AI shifts work, it doesn’t erase it

McKinsey has invested heavily in AI agents to handle the repetitive tasks that used to fall to juniors, slide drafting, data cleaning, note-taking. But automation doesn’t remove the need for human oversight.

The judgment to frame problems, spot faulty logic, and communicate with impact still rests on people. That’s where juniors develop fastest, provided they are coached well.

The real shift: AI compresses the apprenticeship cycle.

Juniors reach higher-value work sooner, which may make them fewer in number, but higher in impact.

Contrarian confidence

While some competitors are scaling back their graduate pipelines (PwC UK being one high-profile example), McKinsey is signalling confidence in the long-term flywheel: hire, train, alumni, client.

The logic is simple. When markets turn, the firms that kept investing in junio talent will be the ones with the bench strength to deliver. Those that didn’t will be scrambling.

This isn’t just about today’s workload. It’s about shaping tomorrow’s partner class.

A gap waiting to be filled

McKinsey’s own research shows that only 1% of companies consider themselves “mature” in AI adoption. That leaves a huge gap between ambition and execution.
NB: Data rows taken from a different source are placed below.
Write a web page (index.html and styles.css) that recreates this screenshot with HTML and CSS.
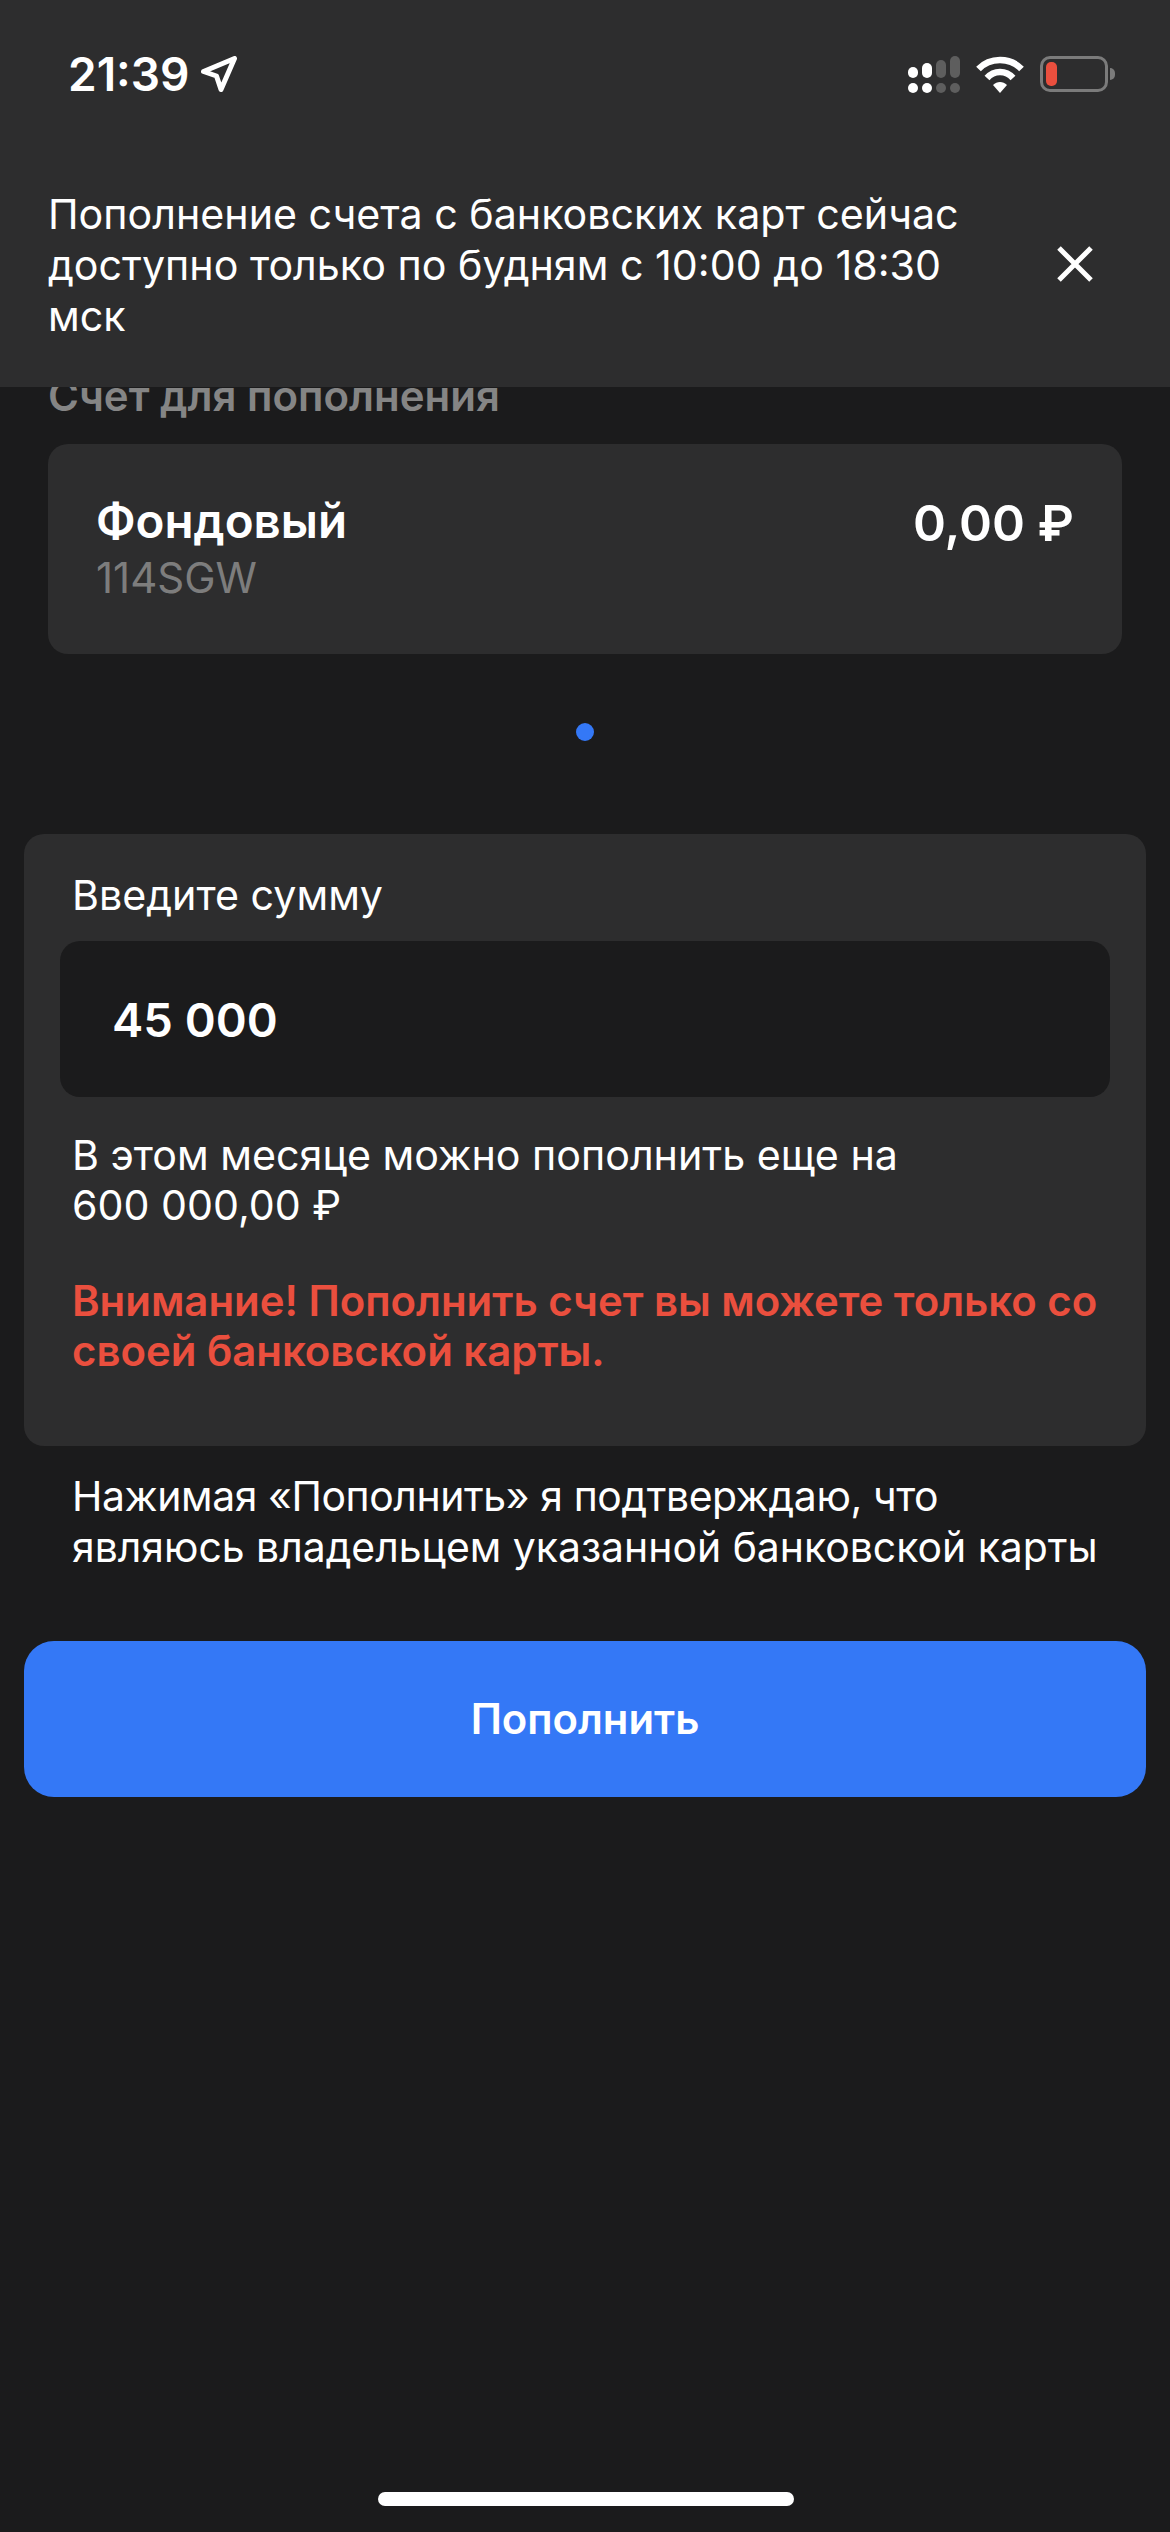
FILE: index.html
```html
<!DOCTYPE html>
<html lang="ru">
<head>
  <meta charset="UTF-8">
  <meta name="viewport" content="width=device-width, initial-scale=1.0">
  <title>Пополнение счета</title>
  <link rel="stylesheet" href="styles.css">
</head>
<body>

  <div class="top-overlay">
    <div class="status-bar">
      <div class="status-time">
        <span>21:39</span>
        <svg class="location-icon" width="36" height="36" viewBox="0 0 36 36">
          <path d="M2.5 15.5 L33.5 2.5 L20 33.5 L15.5 20 Z" fill="none" stroke="#fff" stroke-width="5" stroke-linejoin="round"/>
        </svg>
      </div>
      <div class="status-icons">
        <svg width="52" height="37" viewBox="0 0 52 37">
          <rect x="0" y="11" width="10" height="11" rx="5" fill="#fff"/>
          <rect x="14" y="7" width="10" height="15" rx="5" fill="#fff"/>
          <rect x="28" y="4" width="10" height="18" rx="5" fill="#5e5e5e"/>
          <rect x="42" y="0" width="10" height="22" rx="5" fill="#5e5e5e"/>
          <rect x="0" y="27" width="10" height="10" rx="5" fill="#fff"/>
          <rect x="14" y="27" width="10" height="10" rx="5" fill="#fff"/>
          <rect x="28" y="27" width="10" height="10" rx="5" fill="#5e5e5e"/>
          <rect x="42" y="27" width="10" height="10" rx="5" fill="#5e5e5e"/>
        </svg>
        <svg width="48" height="37" viewBox="0 0 48 37">
          <path d="M2.5 13 C14 1 34 1 45.5 13" fill="none" stroke="#fff" stroke-width="6.5"/>
          <path d="M11 22 C18 14 30 14 37 22" fill="none" stroke="#fff" stroke-width="6.5"/>
          <path d="M17 29 C21 25 27 25 31 29 L24 37 Z" fill="#fff"/>
        </svg>
        <div class="battery">
          <div class="battery-body"><div class="battery-level"></div></div>
          <div class="battery-tip"></div>
        </div>
      </div>
    </div>

    <div class="notice">
      <p class="notice-text">Пополнение счета с банковских карт сейчас доступно только по будням с 10:00 до 18:30 мск</p>
      <svg class="notice-close" width="36" height="36" viewBox="0 0 36 36">
        <path d="M2 2 L34 34 M34 2 L2 34" stroke="#fff" stroke-width="5"/>
      </svg>
    </div>
  </div>

  <main class="content">
    <h2 class="section-title">Счет для пополнения</h2>

    <div class="account-card">
      <div>
        <div class="account-name">Фондовый</div>
        <div class="account-code">114SGW</div>
      </div>
      <div class="account-sum">0,00 ₽</div>
    </div>

    <div class="pager"><span class="pager-dot"></span></div>

    <section class="amount-card">
      <label class="amount-label" for="amount">Введите сумму</label>
      <input class="amount-input" id="amount" type="text" value="45 000">
      <p class="amount-limit">В этом месяце можно пополнить еще на<br>600 000,00 ₽</p>
      <p class="amount-warning">Внимание! Пополнить счет вы можете только со своей банковской карты.</p>
    </section>

    <p class="confirm-text"><span class="confirm-first">Нажимая «Пополнить» я подтверждаю, что</span><br>являюсь владельцем указанной банковской карты</p>

    <button class="submit-button">Пополнить</button>
  </main>

  <div class="home-indicator"></div>

</body>
</html>
```

FILE: styles.css
```css
* {
  box-sizing: border-box;
}

html, body {
  margin: 0;
  padding: 0;
}

body {
  position: relative;
  width: 1170px;
  height: 2532px;
  overflow: hidden;
  font-family: 'Inter', 'Roboto', sans-serif;
  background-color: #1b1b1c;
  color: #fff;
}

.top-overlay {
  position: absolute;
  top: 0;
  left: 0;
  width: 100%;
  height: 387px;
  background-color: #2d2d2e;
  z-index: 2;
}

.status-bar {
  display: flex;
  justify-content: space-between;
  align-items: center;
  height: 74px;
  margin-top: 37px;
  padding: 0 55px 0 68px;
}

.status-time {
  display: flex;
  align-items: center;
  gap: 12px;
  font-size: 46px;
  font-weight: 600;
}

.status-icons {
  display: flex;
  align-items: center;
  gap: 16px;
}

.battery {
  display: flex;
  align-items: center;
  gap: 2px;
}

.battery-body {
  width: 68px;
  height: 36px;
  padding: 3px;
  border: 3px solid #7b7b7b;
  border-radius: 10px;
}

.battery-level {
  width: 11px;
  height: 100%;
  background-color: #ea4f3e;
  border-radius: 5px;
}

.battery-tip {
  width: 5px;
  height: 12px;
  background-color: #7b7b7b;
  border-radius: 0 5px 5px 0;
}

.notice {
  display: flex;
  align-items: center;
  justify-content: space-between;
  margin-top: 78px;
  padding: 0 77px 0 48px;
}

.notice-text {
  width: 930px;
  margin: 0;
  font-size: 41.2px;
  line-height: 51px;
}

.notice-close {
  margin-bottom: 3px;
}

.content {
  display: flex;
  flex-direction: column;
  padding: 371px 24px 0;
}

.section-title {
  margin: 0 0 23px 24px;
  height: 50px;
  font-size: 42px;
  line-height: 50px;
  font-weight: 600;
  color: #858585;
}

.account-card {
  display: flex;
  justify-content: space-between;
  align-items: flex-start;
  height: 210px;
  margin: 0 24px;
  padding: 50px 48px 0;
  background-color: #2d2d2e;
  border-radius: 20px;
}

.account-name {
  font-size: 47.5px;
  line-height: 54px;
  font-weight: 600;
}

.account-code {
  margin-top: 5px;
  font-size: 42px;
  line-height: 50px;
  color: #7d7d7d;
}

.account-sum {
  margin-top: 2px;
  font-size: 50px;
  line-height: 54px;
  font-weight: 600;
}

.pager {
  display: flex;
  justify-content: center;
  margin-top: 69px;
  height: 111px;
}

.pager-dot {
  width: 18px;
  height: 18px;
  border-radius: 50%;
  background-color: #3478f6;
}

.amount-card {
  display: flex;
  flex-direction: column;
  height: 612px;
  padding: 36px 36px 0;
  background-color: #2d2d2e;
  border-radius: 20px;
}

.amount-label {
  padding-left: 12px;
  font-size: 41.2px;
  line-height: 50px;
}

.amount-input {
  height: 156px;
  margin-top: 21px;
  padding: 0 52px;
  font-family: inherit;
  font-size: 47px;
  font-weight: 600;
  color: #fff;
  background-color: #1b1b1c;
  border: none;
  border-radius: 20px;
  outline: none;
}

.amount-limit {
  margin: 33px 0 0;
  padding-left: 12px;
  font-size: 41.2px;
  line-height: 50px;
}

.amount-warning {
  margin: 46px 0 0;
  padding-left: 12px;
  font-size: 41.9px;
  line-height: 50px;
  font-weight: 600;
  color: #ea4f3e;
}

.confirm-text {
  margin: 25px 0 0 48px;
  font-size: 40.9px;
  line-height: 51px;
}

.confirm-first {
  letter-spacing: -0.4px;
}

.submit-button {
  height: 156px;
  margin-top: 68px;
  font-family: inherit;
  font-size: 41.8px;
  font-weight: 600;
  color: #fff;
  background-color: #3478f6;
  border: none;
  border-radius: 30px;
}

.home-indicator {
  position: absolute;
  left: 378px;
  bottom: 26px;
  width: 416px;
  height: 14px;
  border-radius: 7px;
  background-color: #fff;
}
```
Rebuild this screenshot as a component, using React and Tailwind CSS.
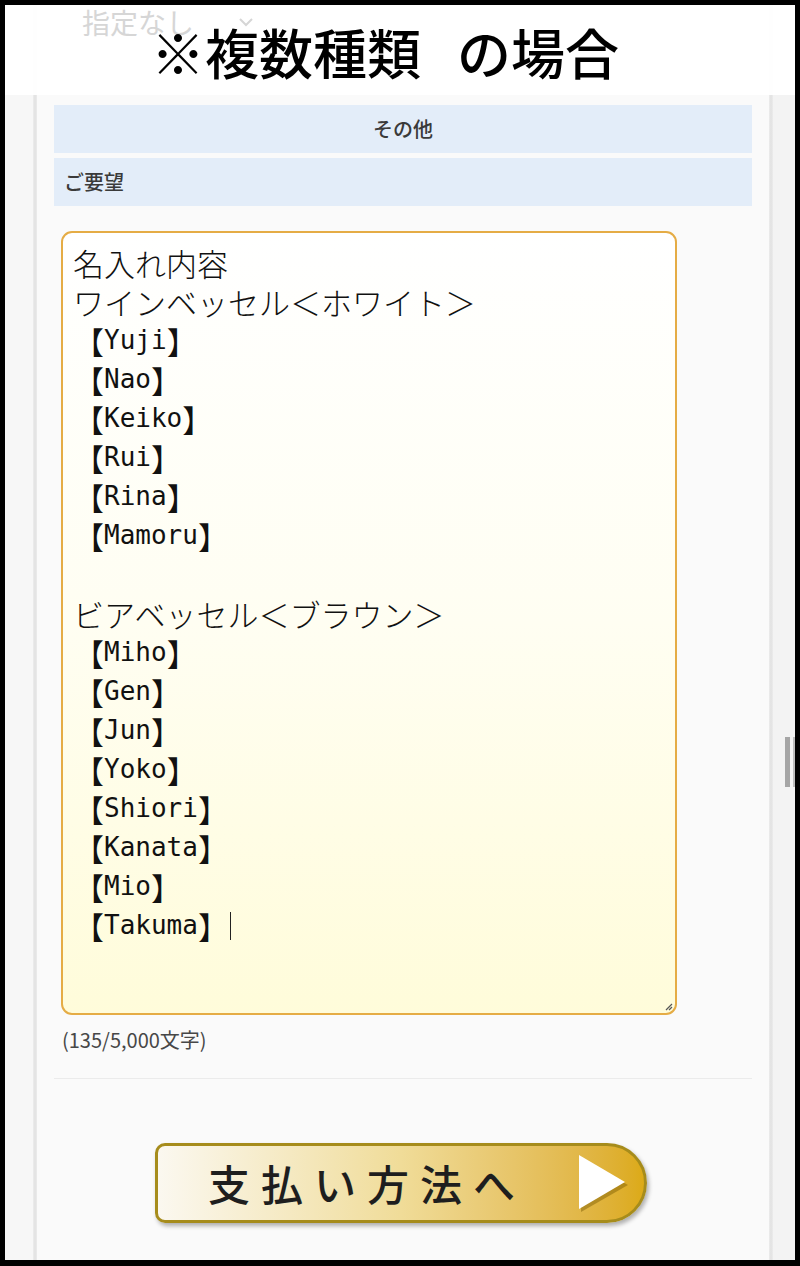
import React from 'react';

const jp = { fontFamily: '"Noto Sans CJK JP", "Noto Sans", sans-serif' };
const mono = { fontFamily: '"DejaVu Sans Mono", "Noto Sans CJK JP", monospace' };

const header = ['名入れ内容', 'ワインベッセル＜ホワイト＞'];
const white = ['Yuji', 'Nao', 'Keiko', 'Rui', 'Rina', 'Mamoru'];
const brown = ['Miho', 'Gen', 'Jun', 'Yoko', 'Shiori', 'Kanata', 'Mio'];

const Name = ({ name, caret }) => (
  <div className="h-[39px] flex items-center whitespace-pre">
    <span>【</span>
    <span className="text-[26px]" style={mono}>{name}</span>
    <span>】</span>
    {caret && <span className="ml-[1px] inline-block w-px h-[28px] bg-[#222]" />}
  </div>
);

const App = () => {
  return (
    <div className="w-[800px] h-[1266px] bg-black pt-[5px] px-[5px] pb-[6px]" style={jp}>
      <div className="relative flex h-full bg-[#f7f7f7]">
        {/* left gutter */}
        <div className="w-[28px] bg-[#f7f7f7]" />
        <div className="w-[4px] bg-gradient-to-r from-[#ededed] via-[#e1e1e1] to-[#ececec]" />

        {/* page body */}
        <main className="w-[732px] bg-[#fafafa] px-[17px] flex flex-col">
          <div className="h-[100px]" />

          <div className="h-[48px] bg-[#e3edf9] flex items-center justify-center text-[20px] font-medium text-[#3a3a3a]">その他</div>
          <div className="mt-[5px] h-[48px] bg-[#e3edf9] flex items-center pl-[10px] text-[20px] font-medium text-[#3a3a3a]">ご要望</div>

          <div className="relative mt-[25px] ml-[7px] w-[616px] h-[784px] rounded-[11px] border-2 border-[#e5ac45] bg-gradient-to-b from-white via-[#fffef2] to-[#fffcda] pt-[10px] pl-[10px] text-[31px] leading-[39px] font-light text-[#111]">
            {header.map((line) => (
              <div key={line} className="h-[39px] whitespace-pre">{line}</div>
            ))}
            {white.map((n) => <Name key={n} name={n} />)}
            <div className="h-[39px]" />
            <div className="h-[39px] whitespace-pre">ビアベッセル＜ブラウン＞</div>
            {brown.map((n) => <Name key={n} name={n} />)}
            <Name name="Takuma" caret />
            <svg className="absolute right-[2px] bottom-[2px]" width="9" height="9" viewBox="0 0 9 9" stroke="#555" strokeWidth="1.2">
              <path d="M8 2L2 8M8 5L5 8" />
            </svg>
          </div>

          <p className="mt-[12px] ml-[8px] text-[20px] leading-[26px] text-[#474747]">(135/5,000文字)</p>

          <div className="mt-[25px] h-px bg-[#ebebeb]" />

          <button className="mt-[64px] ml-[101px] w-[492px] h-[80px] rounded-l-[10px] rounded-r-[40px] border-[3px] border-[#a68c1c] bg-gradient-to-r from-[#fbf8f0] via-[#f0dc98] to-[#dcaa16] shadow-[2px_3px_4px_rgba(0,0,0,0.3)] flex items-center pl-[50px] pr-[14px]">
            <span className="text-[42px] leading-none tracking-[11px] font-medium text-[#1e1e1e]">支払い方法へ</span>
            <svg className="ml-auto" width="52" height="58" viewBox="0 0 52 58">
              <polygon points="3,4 50,31 3,58" fill="#7a5c00" opacity="0.45" />
              <polygon points="1,1 47,28 1,55" fill="#ffffff" />
            </svg>
          </button>
        </main>

        {/* right gutter + scrollbar */}
        <div className="w-[4px] bg-gradient-to-r from-[#ececec] via-[#e2e2e2] to-[#ececec]" />
        <div className="relative flex-1 bg-[#f3f3f3]">
          <div className="absolute left-[12px] top-[732px] w-[5px] h-[50px] bg-[#a6a6a6]" />
          <div className="absolute left-[20px] top-[732px] w-[2px] h-[50px] bg-[#bdbdbd]" />
        </div>

        {/* caption overlay */}
        <div className="absolute top-0 left-0 right-0 h-[90px] bg-white/95">
          <div className="absolute left-[77px] top-[2px] flex items-center gap-[44px] text-[28px] leading-[30px] text-[#d6d6d6]">
            <span>指定なし</span>
            <svg width="16" height="10" viewBox="0 0 16 10" fill="none" stroke="#d6d6d6" strokeWidth="2">
              <path d="M2 2l6 6 6-6" />
            </svg>
          </div>
          <div className="relative h-full flex items-center justify-center pr-[30px] pt-[4px]">
            <span className="text-[54px] font-medium text-black leading-none">※複数種類</span>
            <span className="ml-[36px] text-[54px] font-medium text-black leading-none">の場合</span>
          </div>
        </div>
      </div>
    </div>
  );
};

export default App;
Consultants who can bridge that gap, blending business judgment with tech fluency, are in demand.

Juniors who grew up with AI tools are often more fluent than mid-career consultants. Bringing them into the system now creates a cohort that can grow into the roles clients will need in three to five years.

Career equity still starts early

The pyramid is thinner, but it isn’t gone. Consulting is still built on leverage and repetition, partners scale judgment through teams, and juniors build judgment through repeated problem-solving.

If the base disappears, so does the apprenticeship model. That’s why entry-level hiring remains central to long-term firm health, even if the tasks change.

Lets also shine a light on the hidden growth engine of consulting; alumni.

Wider implications

For consulting firms: efficiency isn’t equity. AI may cut cost, but it doesn’t create succession. A thin pipeline today means a leadership gap tomorrow.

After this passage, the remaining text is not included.